Il est connu qu’en matière de langage, la fonction dite « poétique » se manifeste par l’accent porté (plus ou moins fortement) sur le message. La forme dudit message est, au final, indissociable du propos tenu. Loupot, qui s’est spécialisé dans cette discipline qu’est l’affiche, réussit, avec Twining, à produire un emblème, c’est-à-dire ce signe grâce à quoi l’esprit d’une marque (autrefois : l’esprit d’une entité allégorique) condense « poétiquement » les qualités dont celle-ci prétend être détentrice.
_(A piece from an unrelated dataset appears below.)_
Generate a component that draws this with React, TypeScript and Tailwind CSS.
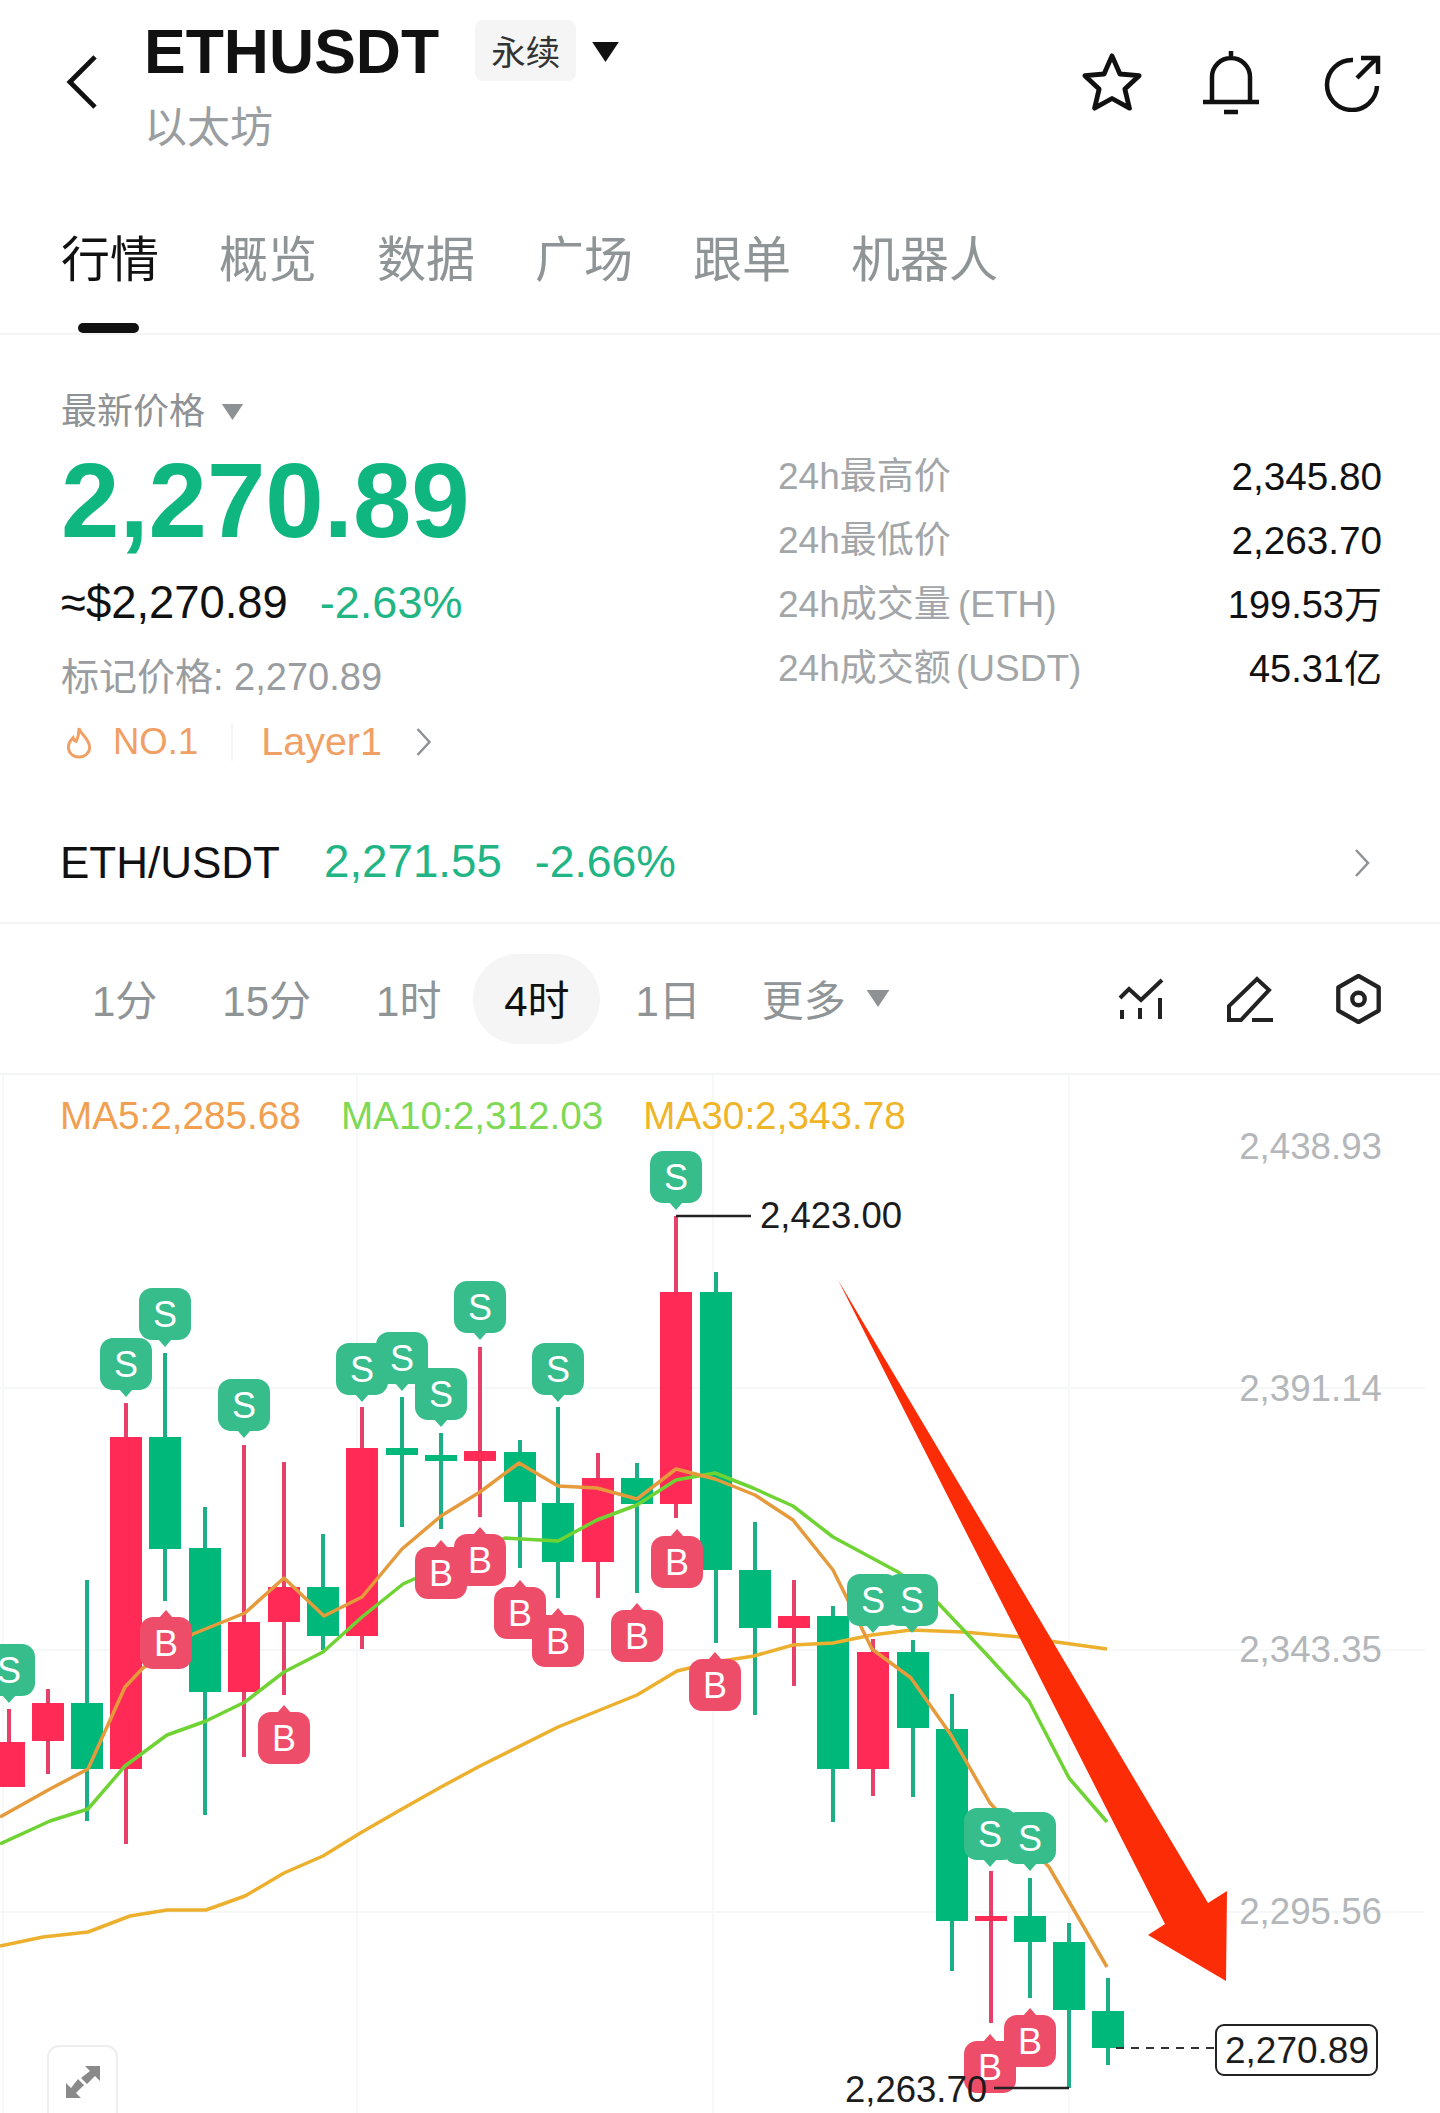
const UP = "#00b87a";
const DOWN = "#ff2a55";

// candle data in page pixels: x, wick top, body top, body bottom, wick bottom, falling?
const candles: [number, number, number, number, number, boolean][] = [
  [9, 1709, 1742, 1787, 1787, false],
  [48, 1689, 1703, 1741, 1774, false],
  [87, 1580, 1703, 1769, 1821, true],
  [126, 1403, 1437, 1769, 1844, false],
  [165, 1353, 1437, 1549, 1601, true],
  [205, 1507, 1548, 1692, 1815, true],
  [244, 1445, 1622, 1692, 1757, false],
  [284, 1462, 1587, 1622, 1695, false],
  [323, 1534, 1587, 1636, 1650, true],
  [362, 1407, 1448, 1636, 1649, false],
  [402, 1397, 1448, 1455, 1527, true],
  [441, 1433, 1455, 1461, 1529, true],
  [480, 1347, 1451, 1461, 1517, false],
  [520, 1440, 1452, 1502, 1568, true],
  [558, 1407, 1503, 1562, 1598, true],
  [598, 1453, 1478, 1562, 1598, false],
  [637, 1463, 1478, 1504, 1593, true],
  [676, 1216, 1292, 1504, 1518, false],
  [716, 1272, 1292, 1570, 1643, true],
  [755, 1522, 1570, 1628, 1715, true],
  [794, 1580, 1616, 1628, 1686, false],
  [833, 1606, 1616, 1769, 1822, true],
  [873, 1639, 1652, 1769, 1796, false],
  [913, 1640, 1652, 1728, 1797, true],
  [952, 1694, 1729, 1921, 1971, true],
  [991, 1871, 1916, 1921, 2023, false],
  [1030, 1878, 1916, 1942, 1998, true],
  [1069, 1923, 1942, 2010, 2088, true],
  [1108, 1978, 2011, 2048, 2065, true],
];

const ma5 =
  "0,1817 50,1789 88,1769 125,1687 143,1668 193,1634 245,1613 284,1578 324,1616 362,1597 402,1549 441,1516 480,1492 519,1463 558,1486 597,1488 637,1499 676,1469 715,1479 755,1495 793,1520 833,1570 872,1649 911,1678 951,1735 990,1803 1049,1867 1107,1967";
const ma10 =
  "0,1844 50,1821 88,1809 125,1766 167,1735 206,1721 245,1702 284,1672 323,1652 362,1617 403,1584 505,1538 558,1541 597,1520 637,1505 676,1480 715,1473 753,1488 793,1506 833,1537 898,1572 939,1604 988,1656 1029,1701 1069,1778 1107,1822";
const ma30 =
  "0,1946 43,1937 88,1932 130,1916 167,1910 206,1910 245,1896 284,1873 323,1856 362,1832 402,1809 441,1787 480,1766 558,1727 637,1695 677,1671 715,1662 754,1656 793,1645 833,1643 872,1635 911,1630 963,1632 1020,1637 1107,1649";

const sells = [
  [9, 1670], [165, 1314], [126, 1364], [362, 1369], [402, 1358], [441, 1394], [244, 1405], [480, 1307],
  [558, 1369], [676, 1177], [873, 1600], [912, 1600], [990, 1834], [1030, 1838],
];
const buys = [
  [166, 1643], [284, 1738], [480, 1560], [441, 1573], [520, 1613], [558, 1641], [637, 1636], [677, 1562],
  [715, 1685], [990, 2067], [1030, 2041],
];

const axis = [
  ["2,438.93", 1146],
  ["2,391.14", 1388],
  ["2,343.35", 1649],
  ["2,295.56", 1911],
];

function Caret({ className }: { className: string }) {
  return (
    <svg viewBox="0 0 24 18" className={className} fill="currentColor">
      <polygon points="0,0 24,0 12,18" />
    </svg>
  );
}

function Chevron({ className }: { className: string }) {
  return (
    <svg viewBox="0 0 16 30" className={className} fill="none" stroke="currentColor" strokeWidth="2.5">
      <path d="M2 2 L14 15 L2 28" />
    </svg>
  );
}

function Marker({ x, y, label }: { x: number; y: number; label: "S" | "B" }) {
  const sell = label === "S";
  const fill = sell ? "#36bd8b" : "#ee4d6a";
  return (
    <g>
      <rect x={x - 26} y={y - 26} width="52" height="52" rx="13" fill={fill} />
      {sell ? (
        <polygon points={`${x - 7},${y + 25} ${x + 7},${y + 25} ${x},${y + 33}`} fill={fill} />
      ) : (
        <polygon points={`${x - 7},${y - 25} ${x + 7},${y - 25} ${x},${y - 33}`} fill={fill} />
      )}
      <text x={x} y={y + 13} textAnchor="middle" fontSize="36" fill="#ffffff">
        {label}
      </text>
    </g>
  );
}

function Chart() {
  return (
    <svg viewBox="0 1075 1440 1038" className="absolute inset-0 h-full w-full">
      {[1388, 1650, 1912].map((y) => (
        <line key={y} x1="0" x2="1425" y1={y} y2={y} stroke="#f6f7f7" strokeWidth="2" />
      ))}
      {[3, 357, 713, 1069].map((x) => (
        <line key={x} x1={x} x2={x} y1="1075" y2="2113" stroke="#f7f8f8" strokeWidth="2" />
      ))}
      {axis.map(([label, y]) => (
        <text key={label} x="1382" y={Number(y) + 13} textAnchor="end" fontSize="36.7" fill="#b4b7ba">
          {label}
        </text>
      ))}

      {candles.map(([x, wt, bt, bb, wb, falling]) => (
        <g key={x}>
          <line x1={x} x2={x} y1={wt} y2={wb} stroke={falling ? "#1dae85" : "#e6416a"} strokeWidth="4" />
          <rect x={x - 16} y={bt} width="32" height={bb - bt} fill={falling ? UP : DOWN} />
        </g>
      ))}

      <polyline points={ma30} fill="none" stroke="#ecb02e" strokeWidth="3.5" strokeLinejoin="round" />
      <polyline points={ma10} fill="none" stroke="#6fd334" strokeWidth="3.5" strokeLinejoin="round" />
      <polyline points={ma5} fill="none" stroke="#e59a3c" strokeWidth="3.5" strokeLinejoin="round" />

      {sells.map(([x, y]) => (
        <Marker key={`s${x}-${y}`} x={x} y={y} label="S" />
      ))}
      {buys.map(([x, y]) => (
        <Marker key={`b${x}-${y}`} x={x} y={y} label="B" />
      ))}

      <path d="M676 1216 H751" fill="none" stroke="#222222" strokeWidth="2.5" />
      <text x="760" y="1228" fontSize="36.5" fill="#1c1c1c">
        2,423.00
      </text>
      <path d="M994 2088 H1069" fill="none" stroke="#222222" strokeWidth="2.5" />
      <text x="845" y="2102" fontSize="36.5" fill="#1c1c1c">
        2,263.70
      </text>

      <line x1="1116" x2="1215" y1="2048" y2="2048" stroke="#333333" strokeWidth="2" strokeDasharray="8 7" />
      <rect x="1216" y="2025" width="161" height="50" rx="8" fill="#ffffff" stroke="#222222" strokeWidth="2" />
      <text x="1297" y="2063" textAnchor="middle" fontSize="37" fill="#1c1c1c">
        2,270.89
      </text>

      <polygon points="838,1280 1208,1903 1227,1891 1226,1981 1148,1935 1165,1924" fill="#fb2c06" />
    </svg>
  );
}

export default function App() {
  return (
    <div className="h-[2113px] w-[1440px] overflow-hidden bg-white font-['Liberation_Sans','Noto_Sans_CJK_SC',sans-serif] text-[#111111]">
      <header className="flex h-[168px]">
        <svg viewBox="0 0 34 58" className="ml-[65px] mt-[54px] h-[56px] w-[33px]" fill="none" stroke="#111111" strokeWidth="5">
          <path d="M31 3 L5 29 L31 55" />
        </svg>
        <div className="ml-[46px]">
          <div className="flex items-start">
            <h1 className="mt-[16px] text-[62.5px] font-bold leading-[70px]">ETHUSDT</h1>
            <span className="ml-[36px] mt-[20px] flex h-[61px] w-[101px] items-center justify-center rounded-lg bg-[#f5f5f5] pt-[6px] text-[34.5px] text-[#333333]">
              永续
            </span>
            <Caret className="ml-[16px] mt-[42px] h-[20px] w-[27px] text-[#111111]" />
          </div>
          <p className="mt-[19px] text-[43px] leading-[46px] text-[#9a9ea0]">以太坊</p>
        </div>
        <div className="ml-auto mr-[59px] mt-[50px] flex h-[66px] items-center">
          <svg viewBox="-1 0 66 64" className="h-[62px] w-[66px]" fill="none" stroke="#111111" strokeWidth="5" strokeLinejoin="round">
            <polygon points="32,4 40.2,22.7 60,24.4 45.3,38.3 50,58 32,48 14,58 18.7,38.3 4,24.4 23.8,22.7" />
          </svg>
          <svg viewBox="0 0 58 66" className="ml-[57px] h-[66px] w-[58px]" fill="none" stroke="#111111" strokeWidth="4.5">
            <path d="M29 1 V8 M10 52 V27 a19 19 0 0 1 38 0 V52 M1 52 H57" />
            <path d="M22 62 H36" />
          </svg>
          <svg viewBox="0 0 58 58" className="ml-[63px] h-[58px] w-[58px]" fill="none" stroke="#111111" strokeWidth="4.5">
            <path d="M30 6 A25 25 0 1 0 54 32" />
            <path d="M34 24 L54 4 M38 4 H55 V20" />
          </svg>
        </div>
      </header>

      <nav className="flex h-[167px] gap-[60px] border-b-2 border-[#f3f5f5] pl-[61px] text-[49px] leading-[62px] text-[#8f9496]">
        <div className="relative h-full pt-[61px] text-[#111111]">
          行情
          <span className="absolute bottom-0 left-[17px] h-[10px] w-[61px] rounded-full bg-[#111111]" />
        </div>
        <div className="pt-[61px]">概览</div>
        <div className="pt-[61px]">数据</div>
        <div className="pt-[61px]">广场</div>
        <div className="pt-[61px]">跟单</div>
        <div className="pt-[61px]">机器人</div>
      </nav>

      <section className="flex h-[466px] justify-between pl-[61px] pr-[58px]">
        <div className="pt-[53px]">
          <div className="flex h-[48px] items-center text-[36px] text-[#8f9294]">
            最新价格
            <Caret className="ml-[16px] h-[16px] w-[23px] text-[#8f9294]" />
          </div>
          <p className="mt-[13px] text-[105px] font-bold leading-[104px] text-[#0fb67f]">2,270.89</p>
          <div className="mt-[20px] flex text-[45.4px] leading-[60px]">
            <span>≈$2,270.89</span>
            <span className="ml-[32px] text-[45px] text-[#21b585]">-2.63%</span>
          </div>
          <p className="mt-[20px] text-[38px] leading-[48px] text-[#9a9da0]">标记价格: 2,270.89</p>
          <div className="mt-[17px] flex h-[48px] items-center text-[36.5px] text-[#f0a064]">
            <svg viewBox="0 0 28 34" className="ml-[4px] h-[33px] w-[28px]" fill="none" stroke="#f0a064" strokeWidth="3">
              <path d="M14 2 C15 8 25 13 25 22 A11 10 0 0 1 3 22 C3 17 6 14 8 12 C9 15 10 16 11 16 C13 12 14 7 14 2 Z" />
            </svg>
            <span className="ml-[20px]">NO.1</span>
            <span className="ml-[33px] h-[38px] w-[2px] bg-[#f5f5f5]" />
            <span className="ml-[28px] text-[39.5px]">Layer1</span>
            <Chevron className="ml-[33px] h-[30px] w-[17px] text-[#8f9294]" />
          </div>
        </div>
        <dl className="w-[604px] pt-[110px] text-[37px] leading-[64px]">
          <div className="flex justify-between">
            <dt className="text-[#a3a6a8]">24h最高价</dt>
            <dd className="text-[38.7px]">2,345.80</dd>
          </div>
          <div className="flex justify-between">
            <dt className="text-[#a3a6a8]">24h最低价</dt>
            <dd className="text-[38.7px]">2,263.70</dd>
          </div>
          <div className="flex justify-between">
            <dt className="text-[#a3a6a8] [word-spacing:-3px]">24h成交量 (ETH)</dt>
            <dd className="text-[38px]">199.53万</dd>
          </div>
          <div className="flex justify-between">
            <dt className="text-[#a3a6a8] [word-spacing:-5px]">24h成交额 (USDT)</dt>
            <dd className="text-[38px]">45.31亿</dd>
          </div>
        </dl>
      </section>

      <div className="flex h-[123px] items-center border-b-2 border-[#f3f5f5] pl-[60px] pr-[70px] pt-[2px] text-[44px]">
        <span className="text-[#111111]">ETH/USDT</span>
        <span className="ml-[44px] text-[45.7px] text-[#21b585]">2,271.55</span>
        <span className="ml-[33px] text-[44.5px] text-[#21b585]">-2.66%</span>
        <Chevron className="ml-auto h-[30px] w-[16px] text-[#8f9294]" />
      </div>

      <div className="flex h-[151px] items-center border-b-2 border-[#f3f5f5] pl-[92px] pr-[58px] text-[42px] text-[#8f9496]">
        <span className="pt-[6px]">1分</span>
        <span className="ml-[65px] pt-[6px]">15分</span>
        <span className="ml-[65px] pt-[6px]">1时</span>
        <span className="ml-[32px] flex h-[90px] w-[127px] items-center justify-center rounded-full bg-[#f5f5f5] pt-[6px] text-[#111111]">4时</span>
        <span className="ml-[35px] pt-[6px]">1日</span>
        <span className="ml-[61px] pt-[6px]">更多</span>
        <Caret className="ml-[20px] h-[17px] w-[24px] text-[#8f9294]" />
        <svg viewBox="0 0 46 42" className="ml-auto h-[42px] w-[46px]" fill="none" stroke="#222222" strokeWidth="4">
          <path d="M2 20 L11 11 L23 22 L44 2" />
          <path d="M4 32 V41 M22 30 V41 M42 20 V41" />
        </svg>
        <svg viewBox="0 0 48 46" className="ml-[62px] h-[46px] w-[48px]" fill="none" stroke="#222222" strokeWidth="4">
          <path d="M3 44 V30 L31 3 L43 14 L15 44 Z" />
          <path d="M26 44 H47" />
        </svg>
        <svg viewBox="0 0 48 52" className="ml-[61px] h-[50px] w-[47px]" fill="none" stroke="#222222" strokeWidth="4.5">
          <polygon points="24,2 45,14 45,38 24,50 3,38 3,14" strokeLinejoin="round" />
          <circle cx="24" cy="26" r="6.5" />
        </svg>
      </div>

      <div className="relative h-[1038px]">
        <Chart />
        <div className="relative flex pl-[60px] pt-[18px] text-[38.7px] leading-[46px]">
          <span className="text-[#f0a050]">MA5:2,285.68</span>
          <span className="ml-[40px] text-[#7ed957]">MA10:2,312.03</span>
          <span className="ml-[40px] text-[#f0b429]">MA30:2,343.78</span>
        </div>
        <div className="absolute left-[47px] top-[970px] flex h-[80px] w-[71px] justify-center rounded-xl border-2 border-[#eeeeee] bg-white pt-[18px]">
          <svg viewBox="0 0 36 34" className="h-[34px] w-[36px]" fill="#8a8a8a">
            <polygon points="20,1 35,1 35,16 30,11 22,19 16,13 25,6" />
            <polygon points="1,18 1,33 16,33 11,28 19,20 13,14 6,23" />
          </svg>
        </div>
      </div>
    </div>
  );
}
Tentons d’être plus précis et revenons une dernière fois au dispositif de notre affiche sur laquelle – on l’a remarqué d’entrée – le produit visé par la publicité est représenté en contrepoint du T surdimensionné. Très exactement, au pied de la lettre. Rappelons que « le pied de la lettre », ou littéralisation, est aussi le fait de ramener telle ou telle image verbale à son niveau sémantique premier, de sorte qu’il est soudain possible de dégager l’étrangeté qui la caractérise. Par exemple, l’expression « marcher sur des oeufs », en lieu et place d’un message ordinaire disant qu’il convient de « parler avec grande précaution », peut être à l’origine d’un dessin des plus cocasses (cette littéralisation, objectivée au plan graphique, est un ressort de l’humour contemporain). Considéré de la sorte, « le pied de la lettre » se présente comme le lieu d’origine à partir duquel « déplacements » et autres « condensations » ne demandent qu’à se développer. Or, il se trouve que le pied de la lettre est pris « au pied de la lettre », comme s’il était possible, désormais, de savourer ce thé qui ne manque pas de grandeur !

Une esthétique de la communication

Élargissons le propos : en quoi Loupot atteint-il à cette esthétique fonctionnelle (ou appliquée) qu’on nomme « esthétique de la communication » ? Dans la mesure, justement, où s’équilibrent autant l’économie sémiotique du message que l’appréciation même de cette économie, autrement dit, autant la mise en « conformité » de la cohérence des motifs tendus vers la transmission du message que la cohésion plastique qui les fédère. Vif est le plaisir éprouvé de saisir (même fugitivement) la capacité qu’a eue l’affichiste de faire de simplicité vertu, de ramener à une formule lisible un groupe restreint de signifiants réunis en vue de générer, au-delà de la signification escomptée, un peu de sens ajouté : Twining n’est pas un cadeau qu’on vous fait, c’est un don, une offrande (l’hyperbole n’étant suggérée qu’à partir de son inverse, l’euphémisme lapidaire).

Ce manifeste marque un tournant dans la production de Loupot (pour ne rien dire de l’histoire de l’affiche). Après ses premières armes en Suisse, l’artiste s’est éloigné des afféteries de l’Art Nouveau et du goût pour l’anecdote, au bénéfice d’un art « prompt », aux arêtes vives, pour lequel l’abréviation est devenue autant une nécessité qu’une exigence.